Iced coffee and a sandwich later, I revived enough to return to Cancer land and up to the lady cancer floor. No one was there. It was a ghost town with chairs oddly lashed together and spaced out. More hand sanitizer and another tracking device, more vital measurements to see if I have shrunken, and finally I got to the room where it happens (see, Hamilton humor there). Dr. Rachel whooshed in, Tim face timed and we were in business. My Pet Scan was Great!!!!! Still no evidence of active cancer despite noting I had broken my 11th rib (huh?), my adrenal glands had gotten smaller and my kidney functions were elevated by all the Tylenol I have been taking for my face pain. I know more about the inside of my body than most people learn in a lifetime! Yet, I almost couldn’t embrace this good news fully after all the events leading up to it and not having Blanket with me. It never gets easier after all this time. I have had cancer for over 18 years, 5 of them metastatic. It still is beyond hard on every level.

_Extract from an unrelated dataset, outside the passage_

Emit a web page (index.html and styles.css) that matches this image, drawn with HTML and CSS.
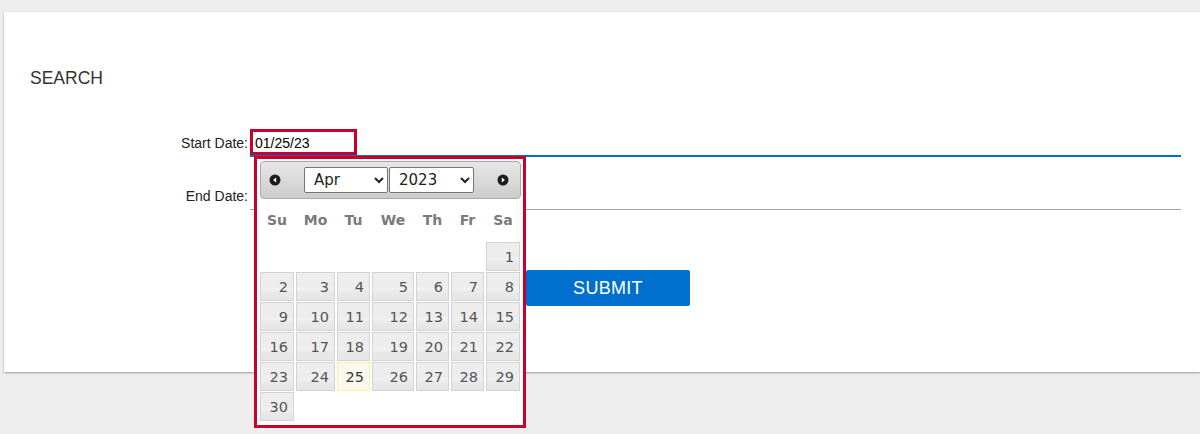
FILE: index.html
```html
<!DOCTYPE html>
<html lang="en">
<head>
<meta charset="utf-8">
<title>Search</title>
<link rel="stylesheet" href="styles.css">
</head>
<body>
<div class="page">
  <section class="card">
    <h2 class="title">SEARCH</h2>
    <form class="form">
      <label class="label" for="start">Start Date:</label>
      <div class="field">
        <input id="start" class="input input-active" type="text" value="01/25/23">
        <span class="mark mark-input"></span>
        <div class="datepicker">
          <div class="dp-header">
            <span class="dp-nav dp-prev">
              <svg width="12" height="12" viewBox="0 0 12 12"><circle cx="6" cy="6" r="5.5" fill="#1c1c1c"/><path d="M7.2 3.4 L4.1 6 L7.2 8.6 Z" fill="#fff"/></svg>
            </span>
            <div class="dp-title">
              <select class="dp-select dp-month">
                <option>Jan</option><option>Feb</option><option>Mar</option><option selected>Apr</option><option>May</option><option>Jun</option><option>Jul</option><option>Aug</option><option>Sep</option><option>Oct</option><option>Nov</option><option>Dec</option>
              </select>
              <select class="dp-select dp-year">
                <option>2022</option><option selected>2023</option><option>2024</option>
              </select>
            </div>
            <span class="dp-nav dp-next">
              <svg width="12" height="12" viewBox="0 0 12 12"><circle cx="6" cy="6" r="5.5" fill="#1c1c1c"/><path d="M4.8 3.4 L7.9 6 L4.8 8.6 Z" fill="#fff"/></svg>
            </span>
          </div>
          <div class="dp-grid">
            <span class="dp-th">Su</span><span class="dp-th">Mo</span><span class="dp-th">Tu</span><span class="dp-th">We</span><span class="dp-th">Th</span><span class="dp-th">Fr</span><span class="dp-th">Sa</span>
            <span class="dp-empty"></span><span class="dp-empty"></span><span class="dp-empty"></span><span class="dp-empty"></span><span class="dp-empty"></span><span class="dp-empty"></span><a class="dp-day">1</a>
            <a class="dp-day">2</a><a class="dp-day">3</a><a class="dp-day">4</a><a class="dp-day">5</a><a class="dp-day">6</a><a class="dp-day">7</a><a class="dp-day">8</a>
            <a class="dp-day">9</a><a class="dp-day">10</a><a class="dp-day">11</a><a class="dp-day">12</a><a class="dp-day">13</a><a class="dp-day">14</a><a class="dp-day">15</a>
            <a class="dp-day">16</a><a class="dp-day">17</a><a class="dp-day">18</a><a class="dp-day">19</a><a class="dp-day">20</a><a class="dp-day">21</a><a class="dp-day">22</a>
            <a class="dp-day">23</a><a class="dp-day">24</a><a class="dp-day dp-today">25</a><a class="dp-day">26</a><a class="dp-day">27</a><a class="dp-day">28</a><a class="dp-day">29</a>
            <a class="dp-day">30</a>
          </div>
        </div>
      </div>
      <label class="label" for="end">End Date:</label>
      <div class="field">
        <input id="end" class="input" type="text" value="">
      </div>
      <span class="label"></span>
      <div class="actions">
        <button type="button" class="submit">SUBMIT</button>
      </div>
    </form>
  </section>
</div>
</body>
</html>
```
FILE: styles.css
```css
* { box-sizing: border-box; }
html, body { margin: 0; padding: 0; }
body {
  background: #eeeeee;
  font-family: "Liberation Sans", Arial, sans-serif;
  overflow: hidden;
  height: 434px;
}
.page {
  padding: 12px 0 0 4px;
}
.card {
  background: #fff;
  box-shadow: 0 1px 2px rgba(0,0,0,0.35);
  height: 360px;
  padding: 56px 19px 0 26px;
}
.title {
  margin: 0;
  font-size: 17.5px;
  font-weight: normal;
  line-height: 21px;
  color: #333;
}
.form {
  margin-top: 40px;
  display: grid;
  grid-template-columns: 218px 931px;
  column-gap: 2px;
  row-gap: 25px;
  align-items: center;
}
.label {
  text-align: right;
  font-size: 14px;
  color: #222;
  padding-bottom: 1px;
}
.field {
  position: relative;
  height: 28px;
}
.input {
  display: block;
  width: 100%;
  height: 28px;
  border: none;
  border-bottom: 1px solid #a6a6a6;
  padding: 2px 5px 0;
  font-family: "Liberation Sans", Arial, sans-serif;
  font-size: 14px;
  color: #000;
  background: transparent;
  outline: none;
}
.input-active {
  border-bottom: 2px solid #0070c9;
}
.mark {
  position: absolute;
  border: 3px solid #c8002b;
}
.mark-input {
  left: 0;
  top: 0;
  width: 107px;
  height: 26px;
}
.actions {
  margin-top: 35px;
  padding-left: 276px;
}
.submit {
  width: 164px;
  height: 36px;
  border: none;
  border-radius: 2px;
  background: #006fcd;
  color: #fff;
  font-family: "Liberation Sans", Arial, sans-serif;
  font-size: 18px;
  letter-spacing: 0.3px;
  padding: 0;
}

/* datepicker */
.datepicker {
  position: absolute;
  left: 4px;
  top: 27px;
  width: 272px;
  height: 272px;
  border: 3px solid #c8002b;
  background: #fff;
  padding: 2px 2px 5px 3px;
  font-family: "DejaVu Sans", Verdana, sans-serif;
  z-index: 5;
}
.dp-header {
  height: 38px;
  border: 1px solid #aaaaaa;
  border-radius: 4px;
  background: linear-gradient(#e6e6e6 0%, #dadada 50%, #cccccc 100%);
  display: flex;
  align-items: center;
  justify-content: space-between;
  padding: 0 11px 0 8px;
}
.dp-nav {
  display: flex;
  width: 12px;
  height: 12px;
}
.dp-title {
  display: flex;
}
.dp-select {
  height: 26px;
  font-family: "DejaVu Sans", Verdana, sans-serif;
  font-size: 15px;
  color: #222;
  background: #fff;
  border: 1px solid #767676;
  border-radius: 2px;
  padding: 0 2px 0 5px;
  margin: 0;
}
.dp-month { width: 84px; }
.dp-year { width: 85px; margin-left: 1px; }
.dp-grid {
  display: grid;
  grid-template-columns: 34px 39px 33px 42px 33px 33px 34px;
  grid-template-rows: 42px;
  grid-auto-rows: 29px;
  column-gap: 2px;
  row-gap: 1px;
  width: 260px;
}
.dp-th {
  display: flex;
  align-items: center;
  justify-content: center;
  font-weight: bold;
  font-size: 14px;
  color: #7a7a7a;
  padding-bottom: 1px;
}
.dp-day {
  display: flex;
  align-items: center;
  justify-content: flex-end;
  padding: 0 5px 0 0;
  border: 1px solid #d3d3d3;
  background: linear-gradient(#eeeeee 0%, #ececec 50%, #f1f1f1 58%, #e8e8e8 75%, #e6e6e6 100%);
  color: #555;
  font-size: 14.5px;
}
.dp-today {
  border-color: #fcefa1;
  background: #fbf9ee;
  color: #363636;
}
```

On another note, I wanted to mention the passing of one of the very best people I have ever met. My young friend, Erin died of MBC at age 35 and left three children under 11. She was one in a million and someone you could never forget. I will always miss her and her infectious personality.
Lots of doings at Metavivor where editing their blog has kept me busy all winter. More news about that later.
So……we have been licking our wounds and sulking plenty. My face hurts and Tim’s energy is zapped. We gotta get out of this funk. We should be happier but meh. I finally got Tim out for a walk yesterday, the kids will be around on the weekend. The sun will be out. We will find our groove. Today I am de-tagging baby clothes and washing them in Dreft for baby mama. Tim is watching old Hitchcock movies. He will be back to railing against baby orange soon.
Remember to get out there and live life to the fullest, or in our case, on full tilt. It gets better. Baby Jack will be headlining here soon.